A straight line is the shortest distance from one point to another. And so it is with goal achievement. We achieve goals faster without distractions and in an environment that supports the effort.

At CompZone™, we often refer to corporate culture as W.I.N., an acronym for “What Is Normal”.

Things are normal in an organization either because that’s the way they’ve always been, or because that’s the way we want them to be. All of the things that are normal (beliefs, processes, systems and behaviors) make up the company culture. To fuel goal achievement, we must be very purposeful about what is normal.

The simple route to goal achievement

The company sets 1-3 organizational goals (typically around sales growth, EB ITDA increase, and brand reputation).

Every team member has 1-3 individual goals that feed organizational goal achievement. These goals help team members do work that delivers their highest value to the organization.

An action plan is set for each goal. Action plan progress is reviewed monthly by a manager, partner or coach. Action is taken when something goes off track.

Goal achievement is about being focused on the doing the right things. Wrong focus is the biggest obstacle in goal achievement and in performance management.

When something goes off track

Here’s where the organization can deliver tremendous value to team members.

No blame games. Objectively find out: Why the wrong outcome? How we can support the team member to back get on track?  How does the team member spend his or her time? A personal calendar is often a great tool for uncovering wrong focus and/or how the organization is deploying the team member’s time.

Check the company “work flow”. Is it missing or in need of tweaking?

Is there motivation, personal passion, to do this work or to do this work for our organization? If not, why not?

The short-cut

The corporate culture sets out circumstances that either fuel or limit goal achievement.

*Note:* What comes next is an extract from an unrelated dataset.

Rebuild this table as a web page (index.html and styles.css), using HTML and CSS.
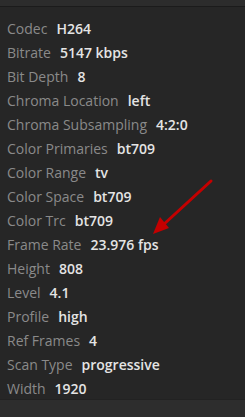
FILE: index.html
```html
<!DOCTYPE html>
<html>
<head>
<meta charset="utf-8">
<link rel="stylesheet" href="styles.css">
</head>
<body>
<div class="panel">
  <div class="topbar"></div>
  <div class="list">
    <div class="row"><span class="k">Codec</span><span class="v">H264</span></div>
    <div class="row"><span class="k">Bitrate</span><span class="v">5147 kbps</span></div>
    <div class="row"><span class="k">Bit Depth</span><span class="v">8</span></div>
    <div class="row"><span class="k">Chroma Location</span><span class="v">left</span></div>
    <div class="row"><span class="k">Chroma Subsampling</span><span class="v">4:2:0</span></div>
    <div class="row"><span class="k">Color Primaries</span><span class="v">bt709</span></div>
    <div class="row"><span class="k">Color Range</span><span class="v">tv</span></div>
    <div class="row"><span class="k">Color Space</span><span class="v">bt709</span></div>
    <div class="row"><span class="k">Color Trc</span><span class="v">bt709</span></div>
    <div class="row"><span class="k">Frame Rate</span><span class="v">23.976 fps</span></div>
    <div class="row"><span class="k">Height</span><span class="v">808</span></div>
    <div class="row"><span class="k">Level</span><span class="v">4.1</span></div>
    <div class="row"><span class="k">Profile</span><span class="v">high</span></div>
    <div class="row"><span class="k">Ref Frames</span><span class="v">4</span></div>
    <div class="row"><span class="k">Scan Type</span><span class="v">progressive</span></div>
    <div class="row"><span class="k">Width</span><span class="v">1920</span></div>
  </div>
  <div class="footer"></div>
  <svg class="arrow" width="245" height="417" viewBox="0 0 245 417">
    <line x1="211" y1="181" x2="163" y2="225" stroke="#c40000" stroke-width="3" stroke-linecap="round"/>
    <polygon points="153,234 160,217 169,228" fill="#c40000"/>
  </svg>
</div>
</body>
</html>
```
FILE: styles.css
```css
html, body {
  margin: 0;
  padding: 0;
  background: #262626;
}
.panel {
  position: relative;
  width: 245px;
  height: 417px;
  display: flex;
  flex-direction: column;
  overflow: hidden;
  font-family: "Open Sans", "DejaVu Sans", sans-serif;
  font-size: 14px;
}
.topbar {
  height: 6px;
  background: #2c2c2c;
  border-bottom: 1px solid #1b1b1b;
  flex: none;
}
.list {
  flex: 1;
  overflow: hidden;
  padding: 10px 0 0 7px;
}
.row {
  height: 24px;
  line-height: 24px;
  white-space: nowrap;
}
.k {
  color: #8a8a8a;
  margin-right: 9px;
}
.v {
  color: #e4e4e4;
  font-weight: 600;
}
.footer {
  flex: none;
  height: 17px;
  background: #2d2d2d;
  border-top: 1px solid #222;
}
.arrow {
  position: absolute;
  left: 0;
  top: 0;
  pointer-events: none;
}
```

For example, to remove “drama” from a culture, we set performance agreements. These performance agreements are set organizationally so all team members know how to respond (or not respond) when something feels unfair…and, also, the behavior they should expect from others in those circumstances.

Tony Robbins once said, “Envision your highest priority goal. Then ask yourself whether that goal is at all possible given your current circumstances. If it is not, then change your circumstances!”

The short-cut to corporate goal achievement is in establishing (and individually contributing to) a culture that fuels both individual and corporate goals.